Exercise task. What is the number of lines holding the word "styles"? Give that number alone.

▼

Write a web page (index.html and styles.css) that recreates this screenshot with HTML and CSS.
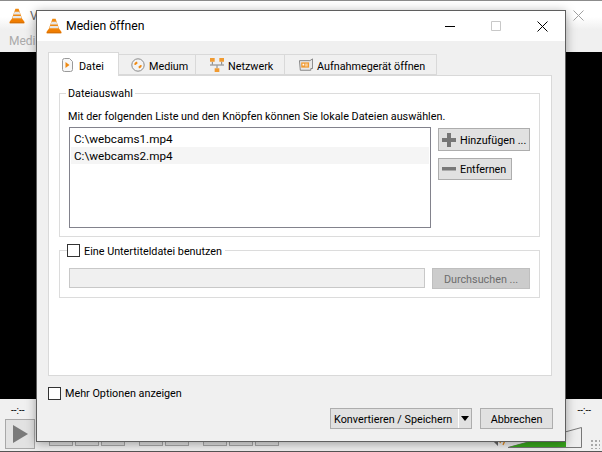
FILE: index.html
```html
<!DOCTYPE html>
<html lang="de">
<head>
<meta charset="utf-8">
<title>Medien öffnen</title>
<link rel="stylesheet" href="styles.css">
</head>
<body>
<svg class="defs" width="0" height="0">
  <symbol id="cone" viewBox="0 0 16 16">
    <path d="M6.400 0.800h3.200l4 11.200H2.400z" fill="#f08a12"/>
    <path d="M5.600 3.800h4.800l.9 2.800H4.700zM4.200 8h7.600l.8 2.200H3.400z" fill="#e6e6e6"/>
    <path d="M2.200 11.500h11.600l1.700 2.500v1.200H.5V14z" fill="#f07d00"/>
    <path d="M1 14.400h14v.8H1z" fill="#c96a08"/>
  </symbol>
</svg>

<div class="desktop">
  <div class="app">
    <div class="app-title">
      <svg class="cone-icon"><use href="#cone"/></svg>
      <span class="app-name">V</span>
      <span class="app-close">
        <svg width="11" height="11" viewBox="0 0 11 11"><path d="M.5.500l10 10M10.500.500l-10 10" stroke="#a0a0a0" fill="none"/></svg>
      </span>
    </div>
    <div class="app-menu">Medi</div>
    <div class="app-video"></div>
    <div class="app-time">
      <span>--:--</span>
      <span>--:--</span>
    </div>
    <div class="app-controls">
      <div class="play">
        <svg width="15" height="18" viewBox="0 0 15 18"><path d="M0 0l15 9-15 9z" fill="#7a7a7a"/></svg>
      </div>
      <div class="ctl-group">
        <i class="ctl"></i><i class="ctl"></i><i class="ctl"></i>
      </div>
      <div class="ctl-group">
        <i class="ctl"></i><i class="ctl"></i>
      </div>
      <div class="ctl-group">
        <i class="ctl"></i><i class="ctl"></i><i class="ctl"></i>
      </div>
      <div class="volume">
        <svg width="94" height="24" viewBox="0 0 94 24">
          <path d="M0 8h4l5-5v16l-5-5H0z" fill="#666"/>
          <path d="M11 6q3 5 0 10M14 4q4 7 0 14" stroke="#e08a20" fill="none" stroke-width="1.300"/>
          <path d="M19 20.500L92.500 .5V20.500z" fill="#eee" stroke="#777"/>
          <path d="M20 20L77 5V20z" fill="#38a81c"/>
        </svg>
      </div>
      <div class="grip"></div>
    </div>
  </div>

  <div class="dialog">
    <div class="dlg-title">
      <svg class="cone-icon"><use href="#cone"/></svg>
      <span class="dlg-name">Medien öffnen</span>
      <div class="win-buttons">
        <span class="win-btn"><svg width="10" height="10" viewBox="0 0 10 10"><path d="M0 5.500h10" stroke="#000"/></svg></span>
        <span class="win-btn"><svg width="10" height="10" viewBox="0 0 10 10"><path d="M.5.500h9v9h-9z" stroke="#c8c8c8" fill="none"/></svg></span>
        <span class="win-btn"><svg width="11" height="11" viewBox="0 0 11 11"><path d="M.5.500l10 10M10.500.500l-10 10" stroke="#000" fill="none"/></svg></span>
      </div>
    </div>

    <div class="dlg-body">
      <div class="tabs">
        <div class="tab active tab-file">
          <svg width="11" height="14" viewBox="0 0 11 14"><path d="M.5 2.500a2 2 0 0 1 2-2h5l3 3v8a2 2 0 0 1-2 2h-6a2 2 0 0 1-2-2z" fill="#f7f7f7" stroke="#9a9a9a"/><path d="M3.500 4l4 3-4 3z" fill="#f08a12"/></svg>
          <span>Datei</span>
        </div>
        <div class="tab tab-medium">
          <svg width="14" height="14" viewBox="0 0 14 14"><circle cx="7" cy="7" r="6.200" fill="#f4f4f4" stroke="#8a8a8a"/><path d="M3 6.500a4 4 0 0 1 3-3l.6 2a2 2 0 0 0-1.600 1.600zM11 7.500a4 4 0 0 1-3 3l-.6-2a2 2 0 0 0 1.600-1.600z" fill="#f08a12"/></svg>
          <span>Medium</span>
        </div>
        <div class="tab tab-net">
          <svg width="14" height="14" viewBox="0 0 15 15"><path d="M2.500 4v3M12.500 4v3M7.500 8v3" stroke="#777"/><path d="M0 7.500h15" stroke="#777"/><path d="M0 0h5v4H0zM10 0h5v4h-5zM5 11h5v4H5z" fill="#f09a30"/></svg>
          <span>Netzwerk</span>
        </div>
        <div class="tab tab-cap">
          <svg width="14" height="14" viewBox="0 0 16 15"><path d="M.5 2.500h12l3-2v11h-2v2h-12z" fill="#e8e8e8" stroke="#7a7a7a"/><path d="M2.500 4.500h9v6h-9z" fill="#f09a30"/><path d="M4 6h2v2H4zM7 6h3v1H7zM7 8h3v1H7z" fill="#fff"/></svg>
          <span>Aufnahmegerät öffnen</span>
        </div>
      </div>

      <div class="pane">
        <fieldset class="group group-files">
          <legend class="legend-text">Dateiauswahl</legend>
          <p class="hint">Mit der folgenden Liste und den Knöpfen können Sie lokale Dateien auswählen.</p>
          <div class="files-row">
            <div class="listbox">
              <div class="item">C:\webcams1.mp4</div>
              <div class="item alt">C:\webcams2.mp4</div>
            </div>
            <div class="side-buttons">
              <button class="btn btn-add" type="button">
                <svg width="14" height="14" viewBox="0 0 14 14"><path d="M5 0h4v5h5v4H9v5H5V9H0V5h5z" fill="#777"/></svg>
                <span>Hinzufügen ...</span>
              </button>
              <button class="btn btn-remove" type="button">
                <svg width="14" height="14" viewBox="0 0 14 14"><path d="M0 5h14v3.500H0z" fill="#777"/></svg>
                <span>Entfernen</span>
              </button>
            </div>
          </div>
        </fieldset>

        <fieldset class="group group-subs">
          <legend class="legend-check"><span class="check"></span><span class="check-label">Eine Untertiteldatei benutzen</span></legend>
          <div class="subs-row">
            <div class="sub-input"></div>
            <button class="btn btn-browse" type="button">Durchsuchen ...</button>
          </div>
        </fieldset>
      </div>

      <label class="more"><span class="check"></span><span class="more-label">Mehr Optionen anzeigen</span></label>

      <div class="actions">
        <div class="btn btn-split">
          <span class="split-label">Konvertieren / Speichern</span>
          <span class="split-arrow"><svg width="8" height="5" viewBox="0 0 8 5"><path d="M0 0h8L4 5z" fill="#000"/></svg></span>
        </div>
        <button class="btn btn-cancel" type="button">Abbrechen</button>
      </div>
    </div>
  </div>
</div>
</body>
</html>
```

FILE: styles.css
```css
* { box-sizing: border-box; }

html, body {
  margin: 0;
  padding: 0;
  width: 602px;
  height: 452px;
  overflow: hidden;
}

body {
  font-family: Roboto, "Open Sans", "Liberation Sans", sans-serif;
  font-size: 10.8px;
  line-height: 16px;
  color: #000;
}

.defs { position: absolute; }

.desktop {
  position: relative;
  width: 602px;
  height: 452px;
}

/* Background player window */
.app {
  width: 602px;
  height: 452px;
  display: flex;
  flex-direction: column;
  background: #f0f0f0;
  border-top: 1px solid #8c8c8c;
}

.app-title {
  height: 29px;
  display: flex;
  align-items: center;
  padding-left: 9px;
  background: linear-gradient(#fff 55%, #efefef);
}

.cone-icon { width: 16px; height: 16px; flex: none; }

.app-name { margin-left: 5px; font-size: 12px; color: #666; }

.app-close { margin-left: auto; margin-right: 18px; display: flex; }

.app-menu {
  height: 22px;
  padding: 3px 0 0 9px;
  font-size: 12px;
  color: #aaa;
  background: #f0f0f0;
}

.app-video { height: 347px; background: #000; }

.app-time {
  height: 20px;
  display: flex;
  justify-content: space-between;
  align-items: center;
  padding: 3px 11px 0 11px;
  font-size: 10px;
}

.app-controls {
  flex: 1;
  display: flex;
  align-items: flex-start;
  padding-left: 5px;
  position: relative;
  border-bottom: 1px solid #555;
}

.play {
  width: 30px;
  height: 30px;
  display: flex;
  align-items: center;
  justify-content: center;
  background: #e2e2e2;
  border: 1px solid #a8a8a8;
}

.ctl-group { display: flex; gap: 2px; margin-left: 14px; padding-top: 11px; }

.ctl {
  display: block;
  width: 24px;
  height: 16px;
  background: #e2e2e2;
  border: 1px solid #a8a8a8;
}

.volume { position: absolute; left: 489px; top: 8px; line-height: 0; }

.grip {
  position: absolute;
  right: 2px;
  bottom: 2px;
  width: 10px;
  height: 10px;
  background: radial-gradient(circle, #a8a8a8 1px, transparent 1.2px) 0 0 / 4px 4px;
}

/* Dialog */
.dialog {
  position: absolute;
  left: 36px;
  top: 10px;
  width: 530px;
  height: 432px;
  display: flex;
  flex-direction: column;
  background: #f0f0f0;
  border: 1px solid #5f5f5f;
  box-shadow: 0 2px 10px rgba(0, 0, 0, .35);
}

.dlg-title {
  height: 30px;
  flex: none;
  display: flex;
  align-items: center;
  padding-left: 9px;
  background: #fff;
}

.dlg-name { margin-left: 4px; font-size: 12.2px; }

.win-buttons { margin-left: auto; display: flex; }

.win-btn {
  width: 46px;
  height: 30px;
  display: flex;
  align-items: center;
  justify-content: center;
}

.dlg-body {
  flex: 1;
  display: flex;
  flex-direction: column;
  padding: 11px 13px 12px 11px;
}

/* Tabs */
.tabs {
  display: flex;
  align-items: flex-end;
  height: 23px;
  flex: none;
  position: relative;
  z-index: 1;
}

.tab {
  height: 21px;
  display: flex;
  align-items: center;
  gap: 4px;
  white-space: nowrap;
  background: #f0f0f0;
  border: 1px solid #d9d9d9;
  border-left: 0;
}

.tab span { padding-top: 4px; }

.tab.active {
  height: 24px;
  margin-bottom: -1px;
  background: #fff;
  border-left: 1px solid #d9d9d9;
  border-bottom: 0;
  gap: 6px;
}

.tab-file { width: 71px; padding-left: 13px; }
.tab-medium { width: 77px; padding-left: 12px; }
.tab-net { width: 89px; padding-left: 14px; }
.tab-cap { width: 152px; padding-left: 14px; }

.pane {
  width: 504px;
  height: 301px;
  flex: none;
  background: #fff;
  border: 1px solid #d9d9d9;
  padding: 8px 11px 0 10px;
}

/* Groups */
.group {
  margin: 0;
  border: 1px solid #dcdcdc;
  min-width: 0;
}

.group-files {
  height: 153px;
  padding: 0 9px;
}

.group-subs {
  height: 56px;
  margin-top: 5px;
  padding: 0 9px;
}

.legend-text {
  margin-left: -3px;
  padding: 2px 2px 0;
}

.legend-check {
  display: flex;
  align-items: center;
  gap: 4px;
  margin-left: -2px;
  padding: 0 3px 0 0;
  height: 16px;
}

.check-label { padding-top: 4px; }

.hint { margin: 7px 0 0 -1px; white-space: nowrap; }

.files-row {
  display: flex;
  gap: 7px;
  margin-top: 2px;
}

.listbox {
  width: 362px;
  height: 101px;
  flex: none;
  padding: 2px 4px;
  background: #fff;
  border: 1px solid #82828c;
}

.item {
  height: 17px;
  line-height: 19px;
  margin: 0 -3px;
  padding-left: 3px;
  font-size: 11.7px;
}

.item.alt { background: #f5f5f5; }

.side-buttons {
  display: flex;
  flex-direction: column;
  align-items: flex-start;
  gap: 7px;
  padding-top: 1px;
}

.btn {
  display: flex;
  align-items: center;
  margin: 0;
  padding: 0;
  font: inherit;
  white-space: nowrap;
  color: #000;
  background: #e1e1e1;
  border: 1px solid #adadad;
}

.btn-add span, .btn-remove span { padding-top: 2px; }

.btn-add { width: 92px; height: 23px; padding-left: 3px; gap: 4px; }
.btn-remove { width: 74px; height: 22px; padding-left: 3px; gap: 4px; }

.subs-row {
  display: flex;
  gap: 7px;
  margin-top: 10px;
}

.sub-input {
  width: 356px;
  height: 20px;
  background: #f0f0f0;
  border: 1px solid #c8c8c8;
}

.btn-browse {
  width: 98px;
  height: 21px;
  padding-top: 2px;
  justify-content: center;
  color: #6d6d6d;
  background: #cccccc;
  border-color: #bfbfbf;
}

/* Bottom */
.check {
  display: block;
  width: 13px;
  height: 13px;
  flex: none;
  background: #fff;
  border: 1px solid #333;
}

.more {
  display: flex;
  align-items: center;
  gap: 4px;
  margin-top: 9px;
  height: 16px;
}

.more-label { padding-top: 2px; }

.actions {
  display: flex;
  justify-content: flex-end;
  gap: 8px;
  margin-top: auto;
  margin-right: -1px;
}

.btn-split {
  width: 142px;
  height: 21px;
  padding-left: 3px;
}

.split-label { flex: 1; white-space: nowrap; padding-top: 2px; }

.split-arrow {
  width: 13px;
  height: 100%;
  display: flex;
  align-items: center;
  justify-content: center;
  border-left: 1px solid #fff;
  line-height: 0;
}

.btn-cancel {
  width: 73px;
  height: 21px;
  padding-top: 2px;
  justify-content: center;
}
```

▲

Answer to the exercise. 3